3. Relationship with GDPR
Like the GDPR, the E-PR is also intended as a Regulation so wouldn’t need any national implementation in order to be effective. (Though national implementing laws will need to be repealed and there are some areas where EU Member States have discretion, or are required to make changes e.g. to the powers of the supervisory body.)
The Regulation would apply the provision and use of (free or paid for) electronic communications services to or by end-users in the EU, and the terminal equipment of end-users located in the EU. So, similarly to the scope of the GDPR, providers based outside the EU that provide services to users in the EU are covered. And roaming users from outside the EU could become subject to the rules while “located in the EU”.

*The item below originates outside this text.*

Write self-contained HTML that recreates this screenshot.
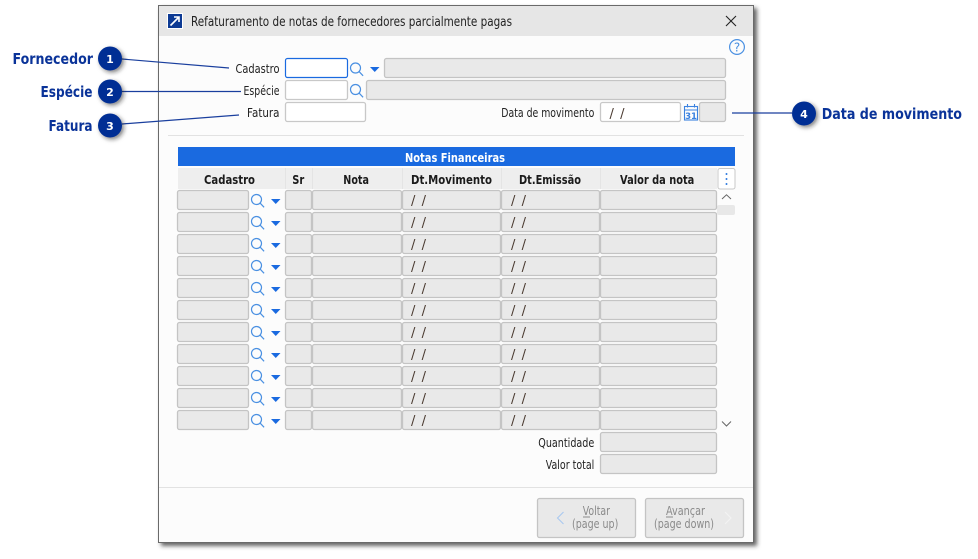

And as noted, the GDPR definition of consent is expressly adopted.
4. What to do?
For now, we are still having to speculate on the final shape of the E-PR. The European Commission points to research showing public support for better control of tracking technologies, and experience tells us that “cookie consent” as we currently have it is ineffective, for sure. On the other hand, change could present a major challenge for the marketing industry and whatever solution is found needs to be practical and not too far out of line with international standards. For the UK, where the GDPR is due to take effect in 2018, it remains to be seen whether this Regulation will also become law when the UK leaves the EU (though UK service providers serving EU users will need to comply in any event).
For now, the main action seems to be to follow progress and work with trade associations to be heard if necessary. Eden Legal will return to this proposal as it progresses.